The donors pledged US$149 million for humanitarian relief. 
 
The remaining US$370 million would go to budget needs and
reconstruction. 
 
A sum of US$215 million would go into two trust funds - one,
administered by the World
Bank, for infrastructure, farming, health and education, the other, to
help re-establish
public administration, by East Timorese representatives and the UN
Transitional
Administration in East Timor. The remaining US$158 million has been
pledged "for
other reconstruction assistance". 
 
"The key to success is the self-help efforts by the East Timorese
themselves," said
Shozo Azuma, State Secretary for Foreign Affairs of Japan, which pledged
US$100
million. 
 
East Timorese voted overwhelmingly in a United Nations-run ballot in
August for
independence from Indonesia, which invaded the former Portuguese
territory in 1975
and annexed it the following year. 
 
After the vote, East Timor was ravaged by pro-Jakarta militiamen, backed
by
Indonesian troops, who went on a rampage, killing hundreds of people,
burning homes
and forcing 300,000 East Timorese to flee. 
 
Mr Gusmao - who is expected to be East Timor's first president - told
the meeting that
seeds and tools for farmers were among the basic needs. 

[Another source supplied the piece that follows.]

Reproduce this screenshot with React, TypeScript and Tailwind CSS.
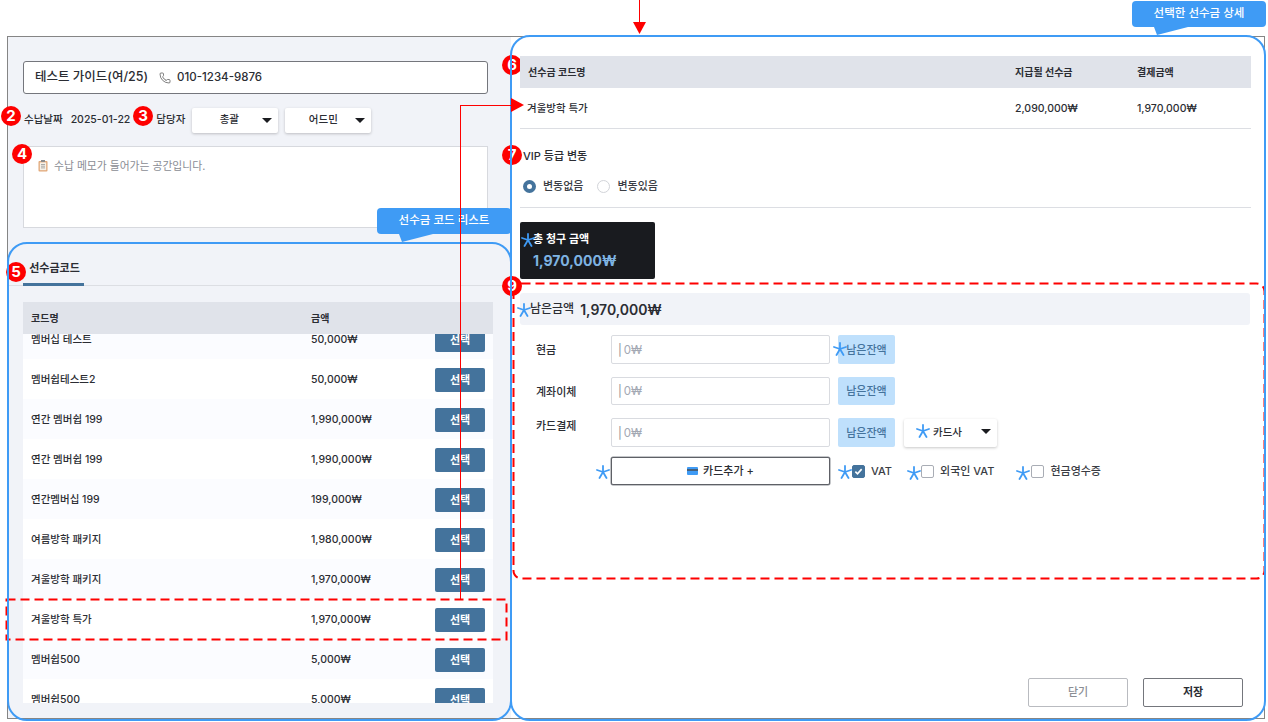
import { Phone } from "lucide-react";

const font = { fontFamily: '"Inter", "Noto Sans CJK KR", sans-serif' };

const rows = [
  { name: "멤버십 테스트", price: "50,000₩" },
  { name: "멤버쉽테스트2", price: "50,000₩" },
  { name: "연간 멤버쉽 199", price: "1,990,000₩" },
  { name: "연간 멤버쉽 199", price: "1,990,000₩" },
  { name: "연간멤버십 199", price: "199,000₩" },
  { name: "여름방학 패키지", price: "1,980,000₩" },
  { name: "겨울방학 패키지", price: "1,970,000₩" },
  { name: "겨울방학 특가", price: "1,970,000₩" },
  { name: "멤버쉽500", price: "5,000₩" },
  { name: "멤버쉽500", price: "5,000₩" },
];

const badges = [
  { n: 2, cls: "left-[1px] top-[106px]" },
  { n: 3, cls: "left-[133px] top-[106px]" },
  { n: 4, cls: "left-[12px] top-[144px]" },
  { n: 5, cls: "left-[6px] top-[262px]" },
  { n: 7, cls: "left-[502px] top-[145px]" },
  { n: 9, cls: "left-[502px] top-[276px]" },
];

const stars = [
  "left-[521px] top-[233px]",
  "left-[517px] top-[303px]",
  "left-[833px] top-[342px]",
  "left-[596px] top-[465px]",
  "left-[838px] top-[465px]",
  "left-[907px] top-[466px]",
  "left-[1016px] top-[466px]",
  "left-[916px] top-[424px]",
];

const Caret = () => (
  <svg width="10" height="5" viewBox="0 0 10 5" className="absolute right-[6px] top-[10px]">
    <path d="M0 0h10L5 5z" fill="#1b1c20" />
  </svg>
);

const Dropdown = ({ label, className }: { label: string; className: string }) => (
  <div
    className={`relative flex items-center justify-center rounded-[2px] bg-white text-[10.5px] font-medium text-[#2b2d33] shadow-[0_1px_3px_rgba(0,0,0,0.22)] ${className}`}
  >
    {label}
    <Caret />
  </div>
);

const Star = ({ className }: { className: string }) => (
  <svg width="14" height="14" viewBox="0 0 14 14" className={`absolute ${className}`}>
    <g stroke="#3f9bf5" strokeWidth="1.8" strokeLinecap="round">
      <path d="M7 1v6" />
      <path d="M1 5l6 2" />
      <path d="M13 5L7 7" />
      <path d="M7 7l-3.5 6" />
      <path d="M7 7l3.5 6" />
    </g>
  </svg>
);

const Badge = ({ n, className }: { n: number; className: string }) => (
  <div
    className={`absolute flex h-[20px] w-[20px] items-center justify-center rounded-full bg-[#fe0000] text-[15px] font-bold text-white ${className}`}
  >
    {n}
  </div>
);

const PayRow = ({
  label,
  labelCls,
  heightCls,
  children,
}: {
  label: string;
  labelCls?: string;
  heightCls: string;
  children?: React.ReactNode;
}) => (
  <div className={`flex items-center ${heightCls}`}>
    <span className={`w-[75px] text-[11px] font-medium text-[#2b2d33] ${labelCls ?? "mt-[2px]"}`}>{label}</span>
    <div className="flex h-full w-[219px] items-center rounded-[2px] border border-[#d9dbe0] bg-white pl-[6px] pt-[2px] text-[11.5px] text-[#a3a8b3]">
      <span className="text-[#8a8d94]">|</span>
      <span className="ml-[2px]">0₩</span>
    </div>
    <div className="ml-[8px] flex h-full w-[57px] items-center justify-center rounded-[2px] bg-[#bfe0fc] pt-[1px] text-[11px] font-medium text-[#44739c]">
      남은잔액
    </div>
    {children}
  </div>
);

const Check = ({ label, checked, className }: { label: string; checked?: boolean; className?: string }) => (
  <div className={`flex items-center gap-[6px] text-[11px] font-medium text-[#3a3d44] ${className ?? ""}`}>
    <span
      className={`flex h-[13px] w-[13px] items-center justify-center rounded-[2px] border ${
        checked ? "border-[#44739c] bg-[#44739c]" : "border-[#a9adb5] bg-white"
      }`}
    >
      {checked && (
        <svg width="9" height="9" viewBox="0 0 10 10">
          <path d="M1.5 5.2l2.4 2.4L8.5 2.4" fill="none" stroke="white" strokeWidth="1.8" />
        </svg>
      )}
    </span>
    {label}
  </div>
);

const Tooltip = ({ label, className }: { label: string; className: string }) => (
  <div className={`absolute h-[27px] ${className}`}>
    <div className="flex h-[26px] items-center justify-center rounded-[4px] bg-[#3f9bf5] text-[11.5px] font-medium text-white">
      {label}
    </div>
    <svg width="34" height="9" viewBox="0 0 34 9" className="absolute left-[22px] top-[26px]">
      <path d="M0 0h34L3 8z" fill="#3f9bf5" />
    </svg>
  </div>
);

export default function App() {
  return (
    <div className="relative h-[722px] w-[1268px] overflow-hidden bg-white" style={font}>
      <div className="ml-[7px] mt-[36px] flex h-[683px] w-[1258px] border border-[#858585] bg-white">
        <div className="flex w-[503px] flex-col bg-[#f1f3f8] pt-[24px]">
          <div className="ml-[15px] flex h-[33px] w-[465px] items-center rounded-[3px] border border-[#74767c] bg-white pl-[11px] text-[12.5px] font-medium text-[#2b2d33]">
            <span>테스트 가이드(여/25)</span>
            <Phone size={12} strokeWidth={1.5} className="ml-[11px] text-[#555]" />
            <span className="ml-[6px] text-[11.5px]">010-1234-9876</span>
          </div>

          <div className="ml-[16px] mt-[13px] flex h-[26px] items-center text-[10.5px] font-medium text-[#2b2d33]">
            <span>수납날짜</span>
            <span className="ml-[8px]">2025-01-22</span>
            <span className="ml-[26px]">담당자</span>
            <Dropdown label="총괄" className="ml-[7px] h-[25px] w-[86px] pr-[12px]" />
            <Dropdown label="어드민" className="ml-[7px] h-[25px] w-[86px] pr-[10px]" />
          </div>

          <div className="ml-[15px] mt-[13px] flex h-[82px] w-[465px] items-start gap-[6px] border border-[#d7d9de] bg-white pl-[14px] pt-[12px] text-[10.8px] text-[#8a8d94]">
            <svg width="10" height="12" viewBox="0 0 10 12" className="mt-[1px]">
              <rect x="0.5" y="1" width="9" height="10.5" rx="1" fill="#e2a878" />
              <rect x="1.8" y="2.4" width="6.4" height="7.8" fill="#f6f1e8" />
              <rect x="3" y="0" width="4" height="2" fill="#8c8c8c" />
              <path d="M3 4.5h4M3 6.2h4M3 7.9h4" stroke="#8c8c8c" strokeWidth="0.7" />
            </svg>
            수납 메모가 들어가는 공간입니다.
          </div>

          <div className="-ml-px mt-[14px] h-[476px] w-[504px] pt-[2px]">
            <div className="flex h-[42px] border-b border-[#dcdee3]">
              <div className="ml-[16px] flex h-[42px] w-[61px] items-center justify-center border-b-[3px] border-[#44739c] pl-[2px] pt-[10px] text-[11px] font-bold text-[#2b2d33]">
                선수금코드
              </div>
            </div>
            <div className="ml-[16px] mt-[16px] w-[470px]">
              <div className="flex h-[32px] items-center bg-[#e0e3ea] pl-[8px] text-[10px] font-bold text-[#2b2d33]">
                <span className="w-[280px]">코드명</span>
                <span>금액</span>
              </div>
              <div className="h-[369px] overflow-hidden">
                <div className="-mt-[15px]">
                  {rows.map((row, i) => (
                    <div
                      key={i}
                      className={`flex h-[40px] items-center pl-[8px] pr-[8px] pt-[2px] text-[10.5px] font-medium text-[#2b2d33] ${
                        i % 2 === 0 ? "bg-[#fbfcff]" : "bg-white"
                      }`}
                    >
                      <span className="w-[280px]">{row.name}</span>
                      <span>{row.price}</span>
                      <button className="ml-auto h-[24px] w-[50px] rounded-[2px] bg-[#44739c] text-[11px] font-semibold text-white">
                        선택
                      </button>
                    </div>
                  ))}
                </div>
              </div>
            </div>
          </div>
        </div>

        <div className="flex flex-1 flex-col bg-white pl-[9px] pr-[13px] pt-[19px]">
          <div className="relative flex h-[32px] w-[731px] items-center bg-[#e0e3ea] pl-[8px] text-[10px] font-bold text-[#2b2d33]">
            <span className="w-[487px]">선수금 코드명</span>
            <span className="w-[122px]">지급될 선수금</span>
            <span>결제금액</span>
          </div>
          <div className="flex h-[41px] w-[731px] items-center border-b border-[#dcdee3] pl-[7px] pt-[1px] text-[10.5px] font-medium text-[#2b2d33]">
            <span className="w-[488px]">겨울방학 특가</span>
            <span className="w-[122px]">2,090,000₩</span>
            <span>1,970,000₩</span>
          </div>

          <div className="ml-[3px] mt-[20px] text-[11px] font-medium leading-[14px] text-[#2b2d33]">VIP 등급 변동</div>
          <div className="ml-[3px] mt-[16px] flex h-[14px] items-center text-[11px] font-medium text-[#3a3d44]">
            <span className="flex h-[13px] w-[13px] items-center justify-center rounded-full bg-[#44739c]">
              <span className="h-[5px] w-[5px] rounded-full bg-white" />
            </span>
            <span className="ml-[7px]">변동없음</span>
            <span className="ml-[14px] h-[13px] w-[13px] rounded-full border border-[#d2d4d9] bg-white" />
            <span className="ml-[7px]">변동있음</span>
          </div>
          <div className="mt-[14px] h-px w-[731px] bg-[#dcdee3]" />

          <div className="mt-[14px] flex h-[57px] w-[135px] flex-col rounded-[2px] bg-[#191b1f] pl-[13px] pt-[10px]">
            <span className="text-[11px] font-semibold leading-[15px] text-white">총 청구 금액</span>
            <span className="mt-[4px] text-[14px] font-bold leading-[20px] text-[#7eb3e2]">1,970,000₩</span>
          </div>

          <div className="mt-[14px] flex h-[32px] w-[730px] items-center rounded-[3px] bg-[#f1f3f8] pl-[10px] text-[#2b2d33]">
            <span className="text-[12px] font-medium">남은금액</span>
            <span className="ml-[6px] text-[14px] font-semibold">1,970,000₩</span>
          </div>

          <div className="ml-[16px] mt-[10px] flex flex-col gap-[13px]">
            <PayRow label="현금" heightCls="h-[29px]" />
            <PayRow label="계좌이체" heightCls="h-[28px]" />
            <PayRow label="카드결제" labelCls="-mt-[12px]" heightCls="h-[29px]">
              <div className="ml-[9px] h-[28px] w-[93px]">
                <Dropdown label="카드사" className="h-full w-full pr-[6px]" />
              </div>
            </PayRow>
          </div>

          <div className="ml-[91px] mt-[10px] flex h-[28px] items-center">
            <div className="flex h-[28px] w-[219px] items-center justify-center gap-[5px] rounded-[2px] border border-[#5e6066] bg-white text-[11px] font-medium text-[#2b2d33] shadow-[0_0_0_0.5px_#8a8d94]">
              <svg width="11" height="8" viewBox="0 0 11 8">
                <rect width="11" height="8" rx="1" fill="#3f9bf5" />
                <rect y="2" width="11" height="2" fill="#44607c" />
              </svg>
              카드추가 +
            </div>
            <Check label="VAT" checked className="ml-[22px]" />
            <Check label="외국인 VAT" className="ml-[29px]" />
            <Check label="현금영수증" className="ml-[37px]" />
          </div>

          <div className="mb-[11px] mt-auto flex justify-end gap-[15px] pr-[8px]">
            <button className="h-[29px] w-[100px] rounded-[2px] border border-[#b9bbc0] bg-white text-[11px] font-medium text-[#8a8d94]">
              닫기
            </button>
            <button className="h-[29px] w-[100px] rounded-[2px] border border-[#74767c] bg-white text-[11px] font-bold text-[#2b2d33]">
              저장
            </button>
          </div>
        </div>
      </div>

      {/* annotation layer */}
      <svg width="503" height="43" className="absolute left-[5px] top-[598px]">
        <rect x="1.5" y="1.5" width="500" height="40" fill="none" stroke="#fe0000" strokeWidth="2" strokeDasharray="9 5" />
      </svg>
      <svg width="756" height="300" className="absolute left-[511px] top-[281px]">
        <rect x="2.5" y="2.5" width="751" height="295" rx="8" fill="none" stroke="#fe0000" strokeWidth="2" strokeDasharray="9 5" />
      </svg>

      <div className="absolute left-[502px] top-[55px] h-[20px] w-[18px] overflow-hidden">
        <Badge n={6} className="left-0 top-0" />
      </div>
      {badges.map((b) => (
        <Badge key={b.n} n={b.n} className={b.cls} />
      ))}
      {stars.map((s) => (
        <Star key={s} className={s} />
      ))}

      <Tooltip label="선수금 코드 리스트" className="left-[377px] top-[208px] w-[134px]" />
      <Tooltip label="선택한 선수금 상세" className="left-[1132px] top-[1px] w-[134px]" />

      <div className="absolute left-[7px] top-[242px] h-[479px] w-[505px] rounded-[20px] border-2 border-[#3f9bf5]" />
      <div className="absolute left-[510px] top-[35px] h-[686px] w-[756px] rounded-[20px] border-2 border-[#3f9bf5]" />

      <div className="absolute left-[460px] top-[105px] h-[494px] w-px bg-[#fe0000]" />
      <div className="absolute left-[460px] top-[105px] h-px w-[52px] bg-[#fe0000]" />
      <svg width="13" height="14" viewBox="0 0 13 14" className="absolute left-[511px] top-[98px]">
        <path d="M0 0l13 7-13 7z" fill="#fe0000" />
      </svg>
      <div className="absolute left-[639px] top-0 h-[24px] w-px bg-[#fe0000]" />
      <svg width="13" height="12" viewBox="0 0 13 12" className="absolute left-[633px] top-[22px]">
        <path d="M0 0h13L6.5 12z" fill="#fe0000" />
      </svg>
    </div>
  );
}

Four days after the overall commander of the pro-Jakarta militias, Joao
Tavares,
ordered them to disband, the head of one of the most feared groups said
his men
would not give up their fight. 
The Indonesian Government was abandoning its own supporters, Eurico
Guterres,
head of the Aitarak (Thorn) militia, said in Kupang, West Timor. 
 
"I will do my best [to see] that the militia won't be disbanded."